AcademyProbability

Academy

Counting Principles

Level 1 - Math II (Physics) topic page in Probability.

Principle

Counting principles find how many outcomes an event contains before probabilities are assigned. The main decision is whether order matters and whether repeated choices are allowed.

Notation

\(n!\)
factorial: n(n-1)(n-2)...1 for a non-negative integer n, with 0!=1
\({}^nP_r\)
permutations: ordered selections of r objects from n
\(\binom{n}{r}\)
combinations: unordered selections of r objects from n
\(\binom{n}{n_1,n_2,\ldots,n_k}\)
multinomial coefficient for groups of sizes n_1 through n_k
\(n_1+\cdots+n_k=n\)
the group sizes add to the total number of objects

Method

Step 1: Decide whether choices are sequential

If a process has stages, multiply the number of options at each stage.

Step 2: Decide whether order matters

Role assignments, codes, and routes usually have order. Committees and hands of cards are usually unordered.

Step 3: Decide whether repeats are allowed

Rolling dice allows repeated values. Arranging distinct objects without replacement does not.

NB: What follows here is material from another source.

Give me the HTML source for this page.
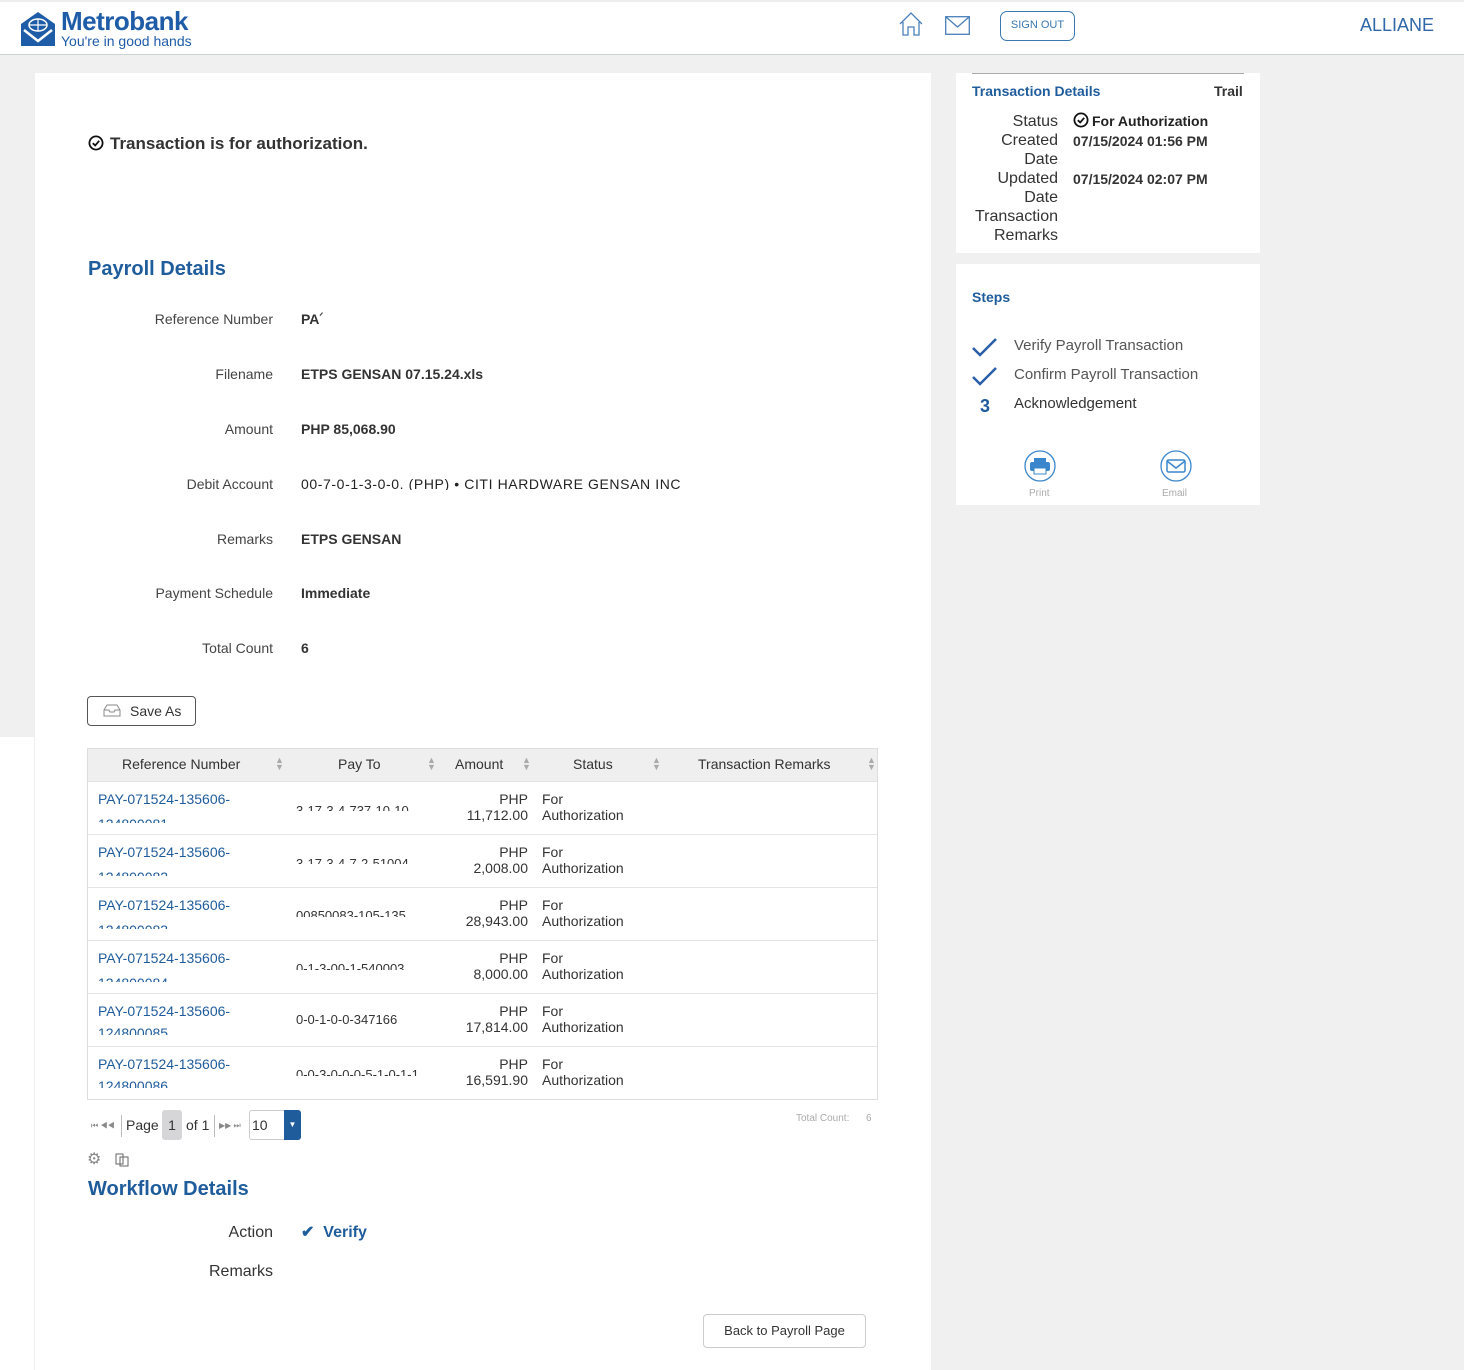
<!DOCTYPE html>
<html><head><meta charset="utf-8"><style>
*{margin:0;padding:0;box-sizing:border-box}
html,body{width:1464px;height:1370px;overflow:hidden}
body{position:relative;background:#f0f0f0;font-family:"Liberation Sans",sans-serif;color:#333}
.a{position:absolute;white-space:nowrap}
.hdr{position:absolute;left:0;top:0;width:1464px;height:55px;background:#fff;border-top:2px solid #eee;border-bottom:1px solid #ccd2d2}
.main{position:absolute;left:35px;top:73px;width:896px;height:1297px;background:#fff}
.lbl{font-size:14px;color:#444;text-align:right;width:200px;left:73px}
.val{font-size:14px;font-weight:bold;color:#333;left:301px}
.blue{color:#1f5c9c}
.th{font-size:14px;color:#333;top:756px}
.row{position:absolute;left:88px;width:789px;height:53px;border-top:1px solid #e4e4e4}
.cl{font-size:14px;line-height:16px}
.clip{overflow:hidden}
</style></head><body>
<div class="hdr"></div>
<svg class="a" style="left:19px;top:10px" width="38" height="38" viewBox="0 0 38 38"><path d="M2 14 L19 2 L36 14 L36 36 L2 36Z" fill="#1f5ca8"/><path d="M5 20 L19 31 L33 20" stroke="#fff" stroke-width="2.5" fill="none"/><ellipse cx="19" cy="15" rx="9" ry="6" fill="none" stroke="#fff" stroke-width="1.5"/><path d="M10 15h18M19 9v12" stroke="#fff" stroke-width="1.2"/></svg>
<div class="a" style="left:61px;top:6px;font-size:26px;font-weight:bold;color:#1f5ca8;letter-spacing:-0.5px">Metrobank</div>
<div class="a" style="left:61px;top:33px;font-size:14px;color:#1f5ca8">You're in good hands</div>
<svg class="a" style="left:898px;top:11px" width="26" height="26" viewBox="0 0 26 26"><path d="M2 13 L13 2 L24 13 M5 11 V24 H10 V16 H16 V24 H21 V11" fill="none" stroke="#4a7fb8" stroke-width="1.3"/></svg>
<svg class="a" style="left:945px;top:16px" width="25" height="19" viewBox="0 0 25 19"><rect x="0.7" y="0.7" width="23.6" height="17.6" fill="none" stroke="#4a7fb8" stroke-width="1.3"/><path d="M1 1 L12.5 11 L24 1" fill="none" stroke="#4a7fb8" stroke-width="1.3"/></svg>
<div class="a" style="left:1000px;top:11px;width:75px;height:30px;border:1.5px solid #3a78b0;border-radius:7px;font-size:11px;color:#3a78b0;text-align:center;line-height:27px">SIGN OUT</div>
<div class="a" style="left:1360px;top:15px;font-size:18px;color:#2f67a8">ALLIANE</div>

<div class="a" style="left:0;top:737px;width:35px;height:640px;background:#fff;border-right:1px solid #eee"></div>
<div class="main"></div>

<svg class="a" style="left:88px;top:135px" width="16" height="16" viewBox="0 0 16 16"><circle cx="8" cy="8" r="6.6" fill="none" stroke="#111" stroke-width="1.8"/><path d="M4.8 8.2 L7.2 10.5 L11.2 5.8" fill="none" stroke="#111" stroke-width="1.8"/></svg>
<div class="a" style="left:110px;top:134px;font-size:17px;font-weight:bold;color:#333">Transaction is for authorization.</div>

<div class="a blue" style="left:88px;top:258px;font-size:20px;font-weight:bold">Payroll Details</div>
<div class="a lbl" style="top:311px">Reference Number</div><div class="a val" style="top:311px">PA<span style="font-size:9px;vertical-align:top">ᐟ</span></div>
<div class="a lbl" style="top:366px">Filename</div><div class="a val" style="top:366px">ETPS GENSAN 07.15.24.xls</div>
<div class="a lbl" style="top:421px">Amount</div><div class="a val" style="top:421px">PHP 85,068.90</div>
<div class="a lbl" style="top:476px">Debit Account</div><div class="a val clip" style="top:476px;height:14px;font-weight:normal;font-size:14px;color:#222;letter-spacing:0.6px">00-7-0-1-3-0-0. (PHP) • CITI HARDWARE GENSAN INC</div>
<div class="a lbl" style="top:531px">Remarks</div><div class="a val" style="top:531px">ETPS GENSAN</div>
<div class="a lbl" style="top:585px">Payment Schedule</div><div class="a val" style="top:585px">Immediate</div>
<div class="a lbl" style="top:640px">Total Count</div><div class="a val" style="top:640px">6</div>

<div class="a" style="left:87px;top:696px;width:109px;height:30px;border:1px solid #555;border-radius:4px"></div>
<svg class="a" style="left:103px;top:704px" width="18" height="13" viewBox="0 0 18 13"><path d="M1 6 L4 1 H14 L17 6 V12 H1Z M1 6 H6 L7 8 H11 L12 6 H17" fill="none" stroke="#888" stroke-width="1"/></svg>
<div class="a" style="left:130px;top:703px;font-size:14px;color:#333">Save As</div>

<div class="a" style="left:87px;top:748px;width:791px;height:352px;border:1px solid #ddd"></div>
<div class="a" style="left:88px;top:749px;width:789px;height:32px;background:#efefef"></div>
<div class="a th" style="left:122px">Reference Number</div>
<div class="a th" style="left:338px">Pay To</div>
<div class="a th" style="left:455px">Amount</div>
<div class="a th" style="left:573px">Status</div>
<div class="a th" style="left:698px">Transaction Remarks</div>
<div class="a" style="left:275px;top:757px;font-size:9px;color:#aaa;line-height:7px">▲<br>▼</div>
<div class="a" style="left:427px;top:757px;font-size:9px;color:#aaa;line-height:7px">▲<br>▼</div>
<div class="a" style="left:522px;top:757px;font-size:9px;color:#aaa;line-height:7px">▲<br>▼</div>
<div class="a" style="left:652px;top:757px;font-size:9px;color:#aaa;line-height:7px">▲<br>▼</div>
<div class="a" style="left:867px;top:757px;font-size:9px;color:#aaa;line-height:7px">▲<br>▼</div>

<div class="row" style="top:781px"></div>
<div class="row" style="top:834px"></div>
<div class="row" style="top:887px"></div>
<div class="row" style="top:940px"></div>
<div class="row" style="top:993px"></div>
<div class="row" style="top:1046px"></div>

<div class="a" style="left:98px;top:791px"><div class="cl blue">PAY-071524-135606-</div><div class="cl blue clip" style="height:7px;margin-top:9px">124800081</div></div>
<div class="a" style="left:98px;top:844px"><div class="cl blue">PAY-071524-135606-</div><div class="cl blue clip" style="height:7px;margin-top:9px">124800082</div></div>
<div class="a" style="left:98px;top:897px"><div class="cl blue">PAY-071524-135606-</div><div class="cl blue clip" style="height:7px;margin-top:9px">124800083</div></div>
<div class="a" style="left:98px;top:950px"><div class="cl blue">PAY-071524-135606-</div><div class="cl blue clip" style="height:7px;margin-top:9px">124800084</div></div>
<div class="a" style="left:98px;top:1003px"><div class="cl blue">PAY-071524-135606-</div><div class="cl blue clip" style="height:10px;margin-top:6px">124800085</div></div>
<div class="a" style="left:98px;top:1056px"><div class="cl blue">PAY-071524-135606-</div><div class="cl blue clip" style="height:10px;margin-top:6px">124800086</div></div>

<div class="a cl clip" style="left:296px;top:803px;height:8px;font-size:13px">3-17-3-4-737-10-10</div>
<div class="a cl clip" style="left:296px;top:856px;height:8px;font-size:13px">3-17-3-4-7-2-51004</div>
<div class="a cl clip" style="left:296px;top:908px;height:9px;font-size:13px">00850083-105-135</div>
<div class="a cl clip" style="left:296px;top:961px;height:9px;font-size:13px">0-1-3-00-1-540003</div>
<div class="a cl clip" style="left:296px;top:1012px;height:14px;font-size:13px">0-0-1-0-0-347166</div>
<div class="a cl clip" style="left:296px;top:1067px;height:9px;font-size:13px">0-0-3-0-0-0-5-1-0-1-1</div>

<div class="a cl" style="left:440px;top:791px;width:88px;text-align:right">PHP<br>11,712.00</div>
<div class="a cl" style="left:440px;top:844px;width:88px;text-align:right">PHP<br>2,008.00</div>
<div class="a cl" style="left:440px;top:897px;width:88px;text-align:right">PHP<br>28,943.00</div>
<div class="a cl" style="left:440px;top:950px;width:88px;text-align:right">PHP<br>8,000.00</div>
<div class="a cl" style="left:440px;top:1003px;width:88px;text-align:right">PHP<br>17,814.00</div>
<div class="a cl" style="left:440px;top:1056px;width:88px;text-align:right">PHP<br>16,591.90</div>
<div class="a cl" style="left:542px;top:791px">For<br>Authorization</div>
<div class="a cl" style="left:542px;top:844px">For<br>Authorization</div>
<div class="a cl" style="left:542px;top:897px">For<br>Authorization</div>
<div class="a cl" style="left:542px;top:950px">For<br>Authorization</div>
<div class="a cl" style="left:542px;top:1003px">For<br>Authorization</div>
<div class="a cl" style="left:542px;top:1056px">For<br>Authorization</div>

<div class="a" style="left:91px;top:1121px;font-size:8px;color:#888">⏮ ◀◀</div>
<div class="a" style="left:121px;top:1115px;width:1px;height:22px;background:#bbb"></div>
<div class="a" style="left:126px;top:1117px;font-size:14px">Page</div>
<div class="a" style="left:162px;top:1110px;width:20px;height:30px;background:#d6d6d9;border-radius:3px;font-size:14px;text-align:center;line-height:30px">1</div>
<div class="a" style="left:186px;top:1117px;font-size:14px">of 1</div>
<div class="a" style="left:214px;top:1115px;width:1px;height:22px;background:#bbb"></div>
<div class="a" style="left:219px;top:1121px;font-size:8px;color:#888">▶▶ ⏭</div>
<div class="a" style="left:249px;top:1110px;width:52px;height:30px;border:1px solid #ccc;border-radius:3px;font-size:14px;line-height:28px;padding-left:2px">10</div>
<div class="a" style="left:284px;top:1110px;width:17px;height:30px;background:#1f5c9c;border-radius:0 3px 3px 0;color:#fff;font-size:8px;text-align:center;line-height:30px">▼</div>
<div class="a" style="left:796px;top:1113px;font-size:10px;color:#aaa">Total Count:&nbsp;&nbsp;&nbsp;&nbsp;&nbsp;&nbsp;6</div>
<div class="a" style="left:87px;top:1149px;font-size:16px;color:#888">⚙</div>
<svg class="a" style="left:115px;top:1151px" width="16" height="16" viewBox="0 0 16 16"><path d="M1 3h7v10H1z M5 6h8v9H5z" fill="#fff" stroke="#666"/></svg>

<div class="a blue" style="left:88px;top:1178px;font-size:20px;font-weight:bold">Workflow Details</div>
<div class="a" style="left:73px;top:1224px;width:200px;text-align:right;font-size:16px">Action</div>
<div class="a" style="left:301px;top:1222px;font-size:16px;font-weight:bold;color:#1f5c9c">✔&nbsp; Verify</div>
<div class="a" style="left:73px;top:1263px;width:200px;text-align:right;font-size:16px">Remarks</div>
<div class="a" style="left:703px;top:1314px;width:163px;height:34px;border:1px solid #ccc;border-radius:4px;font-size:13px;text-align:center;line-height:32px">Back to Payroll Page</div>

<div class="a" style="left:956px;top:73px;width:304px;height:180px;background:#fff"></div>
<div class="a" style="left:972px;top:73px;width:272px;height:1px;background:#aaa"></div>
<div class="a blue" style="left:972px;top:83px;font-size:14px;font-weight:bold">Transaction Details</div>
<div class="a" style="left:1214px;top:83px;font-size:14px;font-weight:bold">Trail</div>
<div class="a" style="left:958px;top:112px;width:100px;text-align:right;font-size:16px;line-height:19px;color:#333;white-space:normal">Status<br>Created<br>Date<br>Updated<br>Date<br>Transaction<br>Remarks</div>
<svg class="a" style="left:1073px;top:112px" width="16" height="16" viewBox="0 0 16 16"><circle cx="8" cy="8" r="6.6" fill="none" stroke="#111" stroke-width="1.8"/><path d="M4.8 8.2 L7.2 10.5 L11.2 5.8" fill="none" stroke="#111" stroke-width="1.8"/></svg>
<div class="a" style="left:1092px;top:113px;font-size:14px;font-weight:bold;color:#222">For Authorization</div>
<div class="a" style="left:1073px;top:133px;font-size:14px;font-weight:bold;color:#333">07/15/2024 01:56 PM</div>
<div class="a" style="left:1073px;top:171px;font-size:14px;font-weight:bold;color:#333">07/15/2024 02:07 PM</div>

<div class="a" style="left:956px;top:264px;width:304px;height:241px;background:#fff"></div>
<div class="a blue" style="left:972px;top:289px;font-size:14px;font-weight:bold">Steps</div>
<svg class="a" style="left:972px;top:337px" width="26" height="20" viewBox="0 0 26 20"><path d="M1 11 L8 18 L24 2" fill="none" stroke="#2a5ea8" stroke-width="2.5"/></svg>
<svg class="a" style="left:972px;top:366px" width="26" height="20" viewBox="0 0 26 20"><path d="M1 11 L8 18 L24 2" fill="none" stroke="#2a5ea8" stroke-width="2.5"/></svg>
<div class="a" style="left:1014px;top:337px;font-size:15px;color:#555">Verify Payroll Transaction</div>
<div class="a" style="left:1014px;top:366px;font-size:15px;color:#555">Confirm Payroll Transaction</div>
<div class="a" style="left:980px;top:396px;font-size:18px;font-weight:bold;color:#1f5c9c">3</div>
<div class="a" style="left:1014px;top:395px;font-size:15px;color:#333">Acknowledgement</div>
<svg class="a" style="left:1024px;top:450px" width="32" height="32" viewBox="0 0 32 32"><circle cx="16" cy="16" r="15" fill="#fff" stroke="#3a86cc" stroke-width="1.3"/><rect x="10" y="8" width="12" height="5" fill="#3a86cc"/><rect x="6" y="12" width="20" height="9" rx="2" fill="#3a86cc"/><rect x="10" y="18" width="12" height="6" fill="#fff" stroke="#3a86cc"/></svg>
<svg class="a" style="left:1160px;top:450px" width="32" height="32" viewBox="0 0 32 32"><circle cx="16" cy="16" r="15" fill="#fff" stroke="#3a86cc" stroke-width="1.3"/><rect x="7" y="10" width="18" height="12" rx="1.5" fill="none" stroke="#3a86cc" stroke-width="1.5"/><path d="M7 11 L16 18 L25 11" fill="none" stroke="#3a86cc" stroke-width="1.5"/></svg>
<div class="a" style="left:1029px;top:488px;font-size:10px;color:#aaa">Print</div>
<div class="a" style="left:1162px;top:488px;font-size:10px;color:#aaa">Email</div>
</body></html>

Step 4: Choose the formula

Use permutations for ordered selections without replacement, combinations for unordered selections, and multinomial coefficients for arranging repeated groups.

Ordered without replacement
\[n(n-1)\cdots(n-r+1)=\frac{n!}{(n-r)!}\]
Remove ordering from r selected objects
\[\binom{n}{r}=\frac{{}^nP_r}{r!}=\frac{n!}{r!(n-r)!}\]
Repeated groups
\[\binom{n}{n_1,n_2,\ldots,n_k}=\frac{n!}{n_1!n_2!\cdots n_k!}\]

Rules

Multiplication principle
\[N=N_1N_2\cdots N_k\]
Permutation
\[{}^nP_r=\frac{n!}{(n-r)!}\]
Combination
\[\binom{n}{r}=\frac{n!}{r!(n-r)!}\]
Multinomial
\[\binom{n}{n_1,n_2,\ldots,n_k}=\frac{n!}{n_1!n_2!\cdots n_k!}\]

The multinomial denominator contains one factorial for each group size.

Examples

Question
A signal can travel through 3 first-stage routes and then 4 second-stage routes. How many two-stage routes are possible?
Answer
Use the multiplication principle:
\[3\cdot4=12.\]

Checks

  • Cards dealt into a hand are unordered unless positions or roles are specified.
  • Role assignments are ordered because president then secretary differs from secretary then president.
  • Factorial arguments must be non-negative integers.
  • Do not divide by \(r!\) when the order of the selected objects matters.